NUMA node per socket
Specifies the number of desired NUMA nodes per socket. Zero will attempt to interleave the two sockets together.
BIOS settings
Maximum Performance
Mode will maximize the absolute performance of the system without regard for power. In this mode, power consumption is a don't care. Things like fan speed and heat output of the system may increase in addition to power consumption. Efficiency of the system may go down in this mode, but the absolute performance may increase depending on the workload that is running.
Custom
Allows the user to individually modify any of the low-level settings that are preset and unchangeable in any of the other 4 preset modes.
Hyper-Threading
Enabling Hyper-Threading let operating system addresses two virtual or logical cores for a physical presented core. Workloads can be shared between virtual or logical cores when possible. The main function of hyper-threading is to increase the number of independent instructions in the pipeline for using the processor resources more efficiently.
C-States
Legacy: When "Legacy" is selected, the operating system initiates the C-state transitions. For E5/E7 CPUs, ACPI C1/C2/C3 map to Intel C1/C3/C6. For 6500/7500 CPUs, ACPI C1/C3 map to Intel C1/C3 (ACPI C2 is not available). Some OS SW may defeat the ACPI mapping (e.g. intel_idle driver).
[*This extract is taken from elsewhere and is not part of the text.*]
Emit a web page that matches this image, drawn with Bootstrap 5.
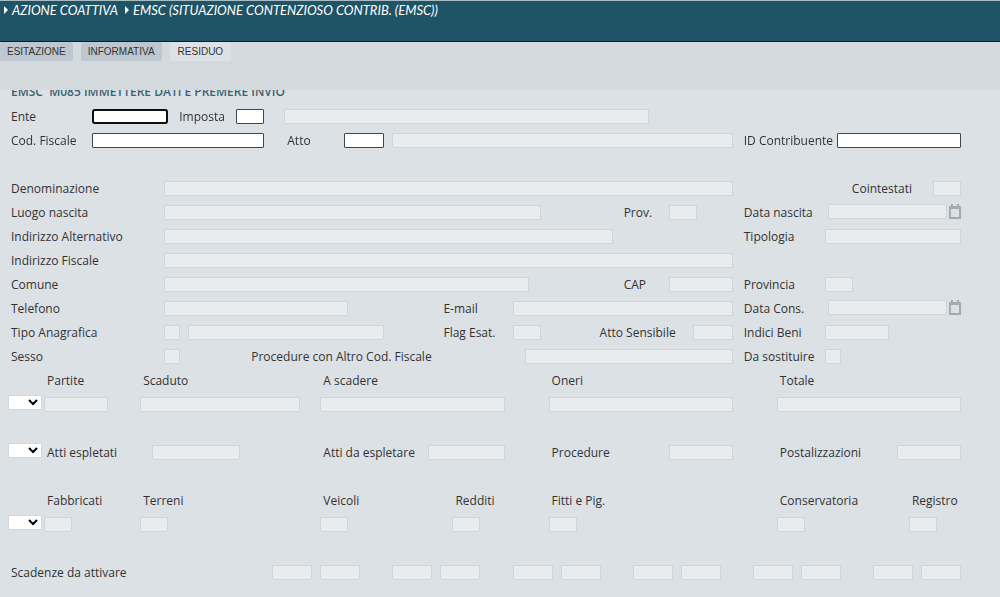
<!DOCTYPE html>
<html lang="it">
<head>
<meta charset="utf-8">
<meta name="viewport" content="width=device-width, initial-scale=1">
<title>EMSC - Situazione contenzioso</title>
<link rel="stylesheet" href="https://cdn.jsdelivr.net/npm/bootstrap@5.3.0/dist/css/bootstrap.min.css">
<style>
  body { background: #dce1e5; color: #333; font: 12px/24px "Open Sans", "Noto Sans", sans-serif; }

  .testata { background: #1f5466; border-top: 1px solid #a9bcc2; border-bottom: 1px solid #06212b; height: 42px; }
  .percorso { font: italic 13px/19px Lato, sans-serif; padding-left: 4px; column-gap: 7px; }
  .percorso a { color: #fff; }
  .percorso a::before { content: ""; display: inline-block; border: solid transparent; border-width: 4px 0 4px 4px; border-left-color: #fff; margin-right: 4px; vertical-align: 1px; }

  .schede { background: #d4d9dd; height: 48px; column-gap: 8px; }
  .schede .nav-link { background: #bec7cf; color: #333; font: 10px/19px "Liberation Sans", Arial, sans-serif; padding: 0 7px; border-radius: 2px; }
  .schede .nav-link.active { background: #dce1e5; padding: 0 8px; }

  /* 80 character columns per row, as on the terminal screen */
  .griglia { padding: 0 39px 0 8px; overflow: hidden; }
  .messaggio { margin-top: -10px; padding-left: 3px; height: 24px; font-weight: 600; color: #3c6373; white-space: pre; }
  .fila { display: grid; grid-template-columns: repeat(80, minmax(0, 1fr)); column-gap: 8px; height: 24px; align-items: start; }
  .fila > * { grid-row: 1; }
  .fila label { padding-left: 3px; line-height: 26px; white-space: nowrap; }
  .campo { width: 100%; min-width: 0; height: 15px; margin-top: 5px; padding: 0 2px; border: 1px solid #444; border-radius: 1px; background: #fff; font-size: 11px; line-height: 13px; }
  .campo:disabled { background: #e8ecee; border-color: #d0d4d6; }
  .campo:focus { outline: 2px solid #101010; outline-offset: -2px; border-radius: 3px; }
  .scelta { width: 34px; height: 15px; margin-top: 3px; padding: 0; border: 1px solid #d4d7d9; background: #fff; font-size: 10px; }
  .gruppo-data { padding-left: 3px; column-gap: 2px; margin-top: 4px; }
  .gruppo-data .campo { margin-top: 0; }
  .calendario { line-height: 0; }

  .k1 { grid-column-start: 1 }  .k4 { grid-column-start: 4 }  .k8 { grid-column-start: 8 }  .k12 { grid-column-start: 12 }
  .k13 { grid-column-start: 13 } .k14 { grid-column-start: 14 } .k15 { grid-column-start: 15 } .k16 { grid-column-start: 16 }
  .k20 { grid-column-start: 20 } .k21 { grid-column-start: 21 } .k23 { grid-column-start: 23 } .k24 { grid-column-start: 24 }
  .k27 { grid-column-start: 27 } .k29 { grid-column-start: 29 } .k33 { grid-column-start: 33 } .k36 { grid-column-start: 36 }
  .k37 { grid-column-start: 37 } .k38 { grid-column-start: 38 } .k43 { grid-column-start: 43 } .k44 { grid-column-start: 44 }
  .k46 { grid-column-start: 46 } .k47 { grid-column-start: 47 } .k50 { grid-column-start: 50 } .k52 { grid-column-start: 52 }
  .k53 { grid-column-start: 53 } .k56 { grid-column-start: 56 } .k57 { grid-column-start: 57 } .k58 { grid-column-start: 58 }
  .k62 { grid-column-start: 62 } .k63 { grid-column-start: 63 } .k65 { grid-column-start: 65 } .k67 { grid-column-start: 67 }
  .k69 { grid-column-start: 69 } .k70 { grid-column-start: 70 } .k71 { grid-column-start: 71 } .k73 { grid-column-start: 73 }
  .k75 { grid-column-start: 75 } .k76 { grid-column-start: 76 } .k77 { grid-column-start: 77 } .k78 { grid-column-start: 78 }
  .n2 { grid-column-end: span 2 }  .n3 { grid-column-end: span 3 }  .n4 { grid-column-end: span 4 }  .n6 { grid-column-end: span 6 }
  .n7 { grid-column-end: span 7 }  .n8 { grid-column-end: span 8 }  .n11 { grid-column-end: span 11 } .n12 { grid-column-end: span 12 }
  .n14 { grid-column-end: span 14 } .n15 { grid-column-end: span 15 } .n16 { grid-column-end: span 16 } .n17 { grid-column-end: span 17 }
  .n18 { grid-column-end: span 18 } .n19 { grid-column-end: span 19 } .n29 { grid-column-end: span 29 } .n31 { grid-column-end: span 31 }
  .n32 { grid-column-end: span 32 } .n38 { grid-column-end: span 38 } .n48 { grid-column-end: span 48 }
</style>
</head>
<body>
<svg class="d-none" xmlns="http://www.w3.org/2000/svg">
  <symbol id="cal" viewBox="0 0 12 15"><path d="M1 3.5h10V14H1z" fill="#dce1e5" stroke="#a6aaae" stroke-width="2"/><path d="M0 2h12v3H0zM2 0h2v3H2zM8 0h2v3H8z" fill="#a6aaae"/></symbol>
</svg>

<header class="testata">
  <nav class="percorso d-flex" aria-label="Percorso">
    <a class="text-decoration-none" href="#">AZIONE COATTIVA</a>
    <a class="text-decoration-none" href="#">EMSC (SITUAZIONE CONTENZIOSO CONTRIB. (EMSC))</a>
  </nav>
</header>

<nav class="schede nav align-items-start" aria-label="Schede">
  <a class="nav-link" href="#">ESITAZIONE</a>
  <a class="nav-link" href="#">INFORMATIVA</a>
  <a class="nav-link active" href="#" aria-current="page">RESIDUO</a>
</nav>

<form class="griglia">
  <div class="messaggio">EMSC  M085 IMMETTERE DATI E PREMERE INVIO</div>

  <div class="fila">
    <label class="k1" for="ente">Ente</label><input class="campo k8 n7" id="ente" type="text" autofocus>
    <label class="k15" for="imposta">Imposta</label><input class="campo k20 n3" id="imposta" type="text">
    <input class="campo k24 n31" type="text" aria-label="Descrizione imposta" disabled>
  </div>
  <div class="fila">
    <label class="k1" for="cf">Cod. Fiscale</label><input class="campo k8 n15" id="cf" type="text">
    <label class="k24" for="atto">Atto</label><input class="campo k29 n4" id="atto" type="text">
    <input class="campo k33 n29" type="text" aria-label="Descrizione atto" disabled>
    <label class="k62" for="idc">ID Contribuente</label><input class="campo k70 n11" id="idc" type="text">
  </div>
  <div class="fila"></div>
  <div class="fila">
    <label class="k1" for="den">Denominazione</label><input class="campo k14 n48" id="den" type="text" disabled>
    <label class="k71" for="coint">Cointestati</label><input class="campo k78 n3" id="coint" type="text" disabled>
  </div>
  <div class="fila">
    <label class="k1" for="luogo">Luogo nascita</label><input class="campo k14 n32" id="luogo" type="text" disabled>
    <label class="k52" for="prov">Prov.</label><input class="campo k56 n3" id="prov" type="text" disabled>
    <label class="k62" for="nascita">Data nascita</label>
    <div class="gruppo-data d-flex k69 n12"><input class="campo" id="nascita" type="text" disabled><button class="calendario btn p-0 border-0" type="button" aria-label="Calendario"><svg width="12" height="15"><use href="#cal"/></svg></button></div>
  </div>
  <div class="fila">
    <label class="k1" for="indalt">Indirizzo Alternativo</label><input class="campo k14 n38" id="indalt" type="text" disabled>
    <label class="k62" for="tipologia">Tipologia</label><input class="campo k69 n12" id="tipologia" type="text" disabled>
  </div>
  <div class="fila">
    <label class="k1" for="indfis">Indirizzo Fiscale</label><input class="campo k14 n48" id="indfis" type="text" disabled>
  </div>
  <div class="fila">
    <label class="k1" for="comune">Comune</label><input class="campo k14 n31" id="comune" type="text" disabled>
    <label class="k52" for="cap">CAP</label><input class="campo k56 n6" id="cap" type="text" disabled>
    <label class="k62" for="provincia">Provincia</label><input class="campo k69 n3" id="provincia" type="text" disabled>
  </div>
  <div class="fila">
    <label class="k1" for="tel">Telefono</label><input class="campo k14 n16" id="tel" type="text" disabled>
    <label class="k37" for="email">E-mail</label><input class="campo k43 n19" id="email" type="text" disabled>
    <label class="k62" for="cons">Data Cons.</label>
    <div class="gruppo-data d-flex k69 n12"><input class="campo" id="cons" type="text" disabled><button class="calendario btn p-0 border-0" type="button" aria-label="Calendario"><svg width="12" height="15"><use href="#cal"/></svg></button></div>
  </div>
  <div class="fila">
    <label class="k1" for="tipo">Tipo Anagrafica</label><input class="campo k14 n2" id="tipo" type="text" disabled>
    <input class="campo k16 n17" type="text" aria-label="Descrizione tipo anagrafica" disabled>
    <label class="k37" for="flag">Flag Esat.</label><input class="campo k43 n3" id="flag" type="text" disabled>
    <label class="k50" for="sens">Atto Sensibile</label><input class="campo k58 n4" id="sens" type="text" disabled>
    <label class="k62" for="beni">Indici Beni</label><input class="campo k69 n6" id="beni" type="text" disabled>
  </div>
  <div class="fila">
    <label class="k1" for="sesso">Sesso</label><input class="campo k14 n2" id="sesso" type="text" disabled>
    <label class="k21" for="altro">Procedure con Altro Cod. Fiscale</label><input class="campo k44 n18" id="altro" type="text" disabled>
    <label class="k62" for="sost">Da sostituire</label><input class="campo k69 n2" id="sost" type="text" disabled>
  </div>

  <div class="fila">
    <label class="k4" for="partite">Partite</label><label class="k12" for="scaduto">Scaduto</label>
    <label class="k27" for="scadere">A scadere</label><label class="k46" for="oneri">Oneri</label><label class="k65" for="totale">Totale</label>
  </div>
  <div class="fila">
    <select class="scelta k1 n3" aria-label="Opzione partite"><option></option></select>
    <input class="campo k4 n6" id="partite" type="text" disabled><input class="campo k12 n14" id="scaduto" type="text" disabled>
    <input class="campo k27 n16" id="scadere" type="text" disabled><input class="campo k46 n16" id="oneri" type="text" disabled>
    <input class="campo k65 n16" id="totale" type="text" disabled>
  </div>
  <div class="fila"></div>
  <div class="fila">
    <select class="scelta k1 n3" aria-label="Opzione atti"><option></option></select>
    <label class="k4" for="espletati">Atti espletati</label><input class="campo k13 n8" id="espletati" type="text" disabled>
    <label class="k27" for="espletare">Atti da espletare</label><input class="campo k36 n7" id="espletare" type="text" disabled>
    <label class="k46" for="procedure">Procedure</label><input class="campo k56 n6" id="procedure" type="text" disabled>
    <label class="k65" for="post">Postalizzazioni</label><input class="campo k75 n6" id="post" type="text" disabled>
  </div>
  <div class="fila"></div>
  <div class="fila">
    <label class="k4" for="fabb">Fabbricati</label><label class="k12" for="terreni">Terreni</label><label class="k27" for="veicoli">Veicoli</label>
    <label class="k38" for="redditi">Redditi</label><label class="k46" for="fitti">Fitti e Pig.</label>
    <label class="k65" for="conserv">Conservatoria</label><label class="k76" for="registro">Registro</label>
  </div>
  <div class="fila">
    <select class="scelta k1 n3" aria-label="Opzione beni"><option></option></select>
    <input class="campo k4 n3" id="fabb" type="text" disabled><input class="campo k12 n3" id="terreni" type="text" disabled>
    <input class="campo k27 n3" id="veicoli" type="text" disabled><input class="campo k38 n3" id="redditi" type="text" disabled>
    <input class="campo k46 n3" id="fitti" type="text" disabled><input class="campo k65 n3" id="conserv" type="text" disabled>
    <input class="campo k76 n3" id="registro" type="text" disabled>
  </div>
  <div class="fila"></div>
  <div class="fila">
    <label class="k1" for="scad1">Scadenze da attivare</label>
    <input class="campo k23 n4" id="scad1" type="text" disabled><input class="campo k27 n4" type="text" aria-label="Scadenza 2" disabled>
    <input class="campo k33 n4" type="text" aria-label="Scadenza 3" disabled><input class="campo k37 n4" type="text" aria-label="Scadenza 4" disabled>
    <input class="campo k43 n4" type="text" aria-label="Scadenza 5" disabled><input class="campo k47 n4" type="text" aria-label="Scadenza 6" disabled>
    <input class="campo k53 n4" type="text" aria-label="Scadenza 7" disabled><input class="campo k57 n4" type="text" aria-label="Scadenza 8" disabled>
    <input class="campo k63 n4" type="text" aria-label="Scadenza 9" disabled><input class="campo k67 n4" type="text" aria-label="Scadenza 10" disabled>
    <input class="campo k73 n4" type="text" aria-label="Scadenza 11" disabled><input class="campo k77 n4" type="text" aria-label="Scadenza 12" disabled>
  </div>
</form>
<script src="https://cdn.jsdelivr.net/npm/bootstrap@5.3.0/dist/js/bootstrap.bundle.min.js"></script>
</body>
</html>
Autonomous: When "Autonomous" is selected, HALT and C1 request get converted to C6 requests in hardware.
Disable: When "Disable" is selected, only C0 and C1 are used by the OS. C1 gets enabled automatically when an OS autohalts.
Platform settings
One or more of the following settings may have been applied to the testbed. If so, the "Platform Notes" section of the report will say so; and you can read below to find out more about what these settings mean.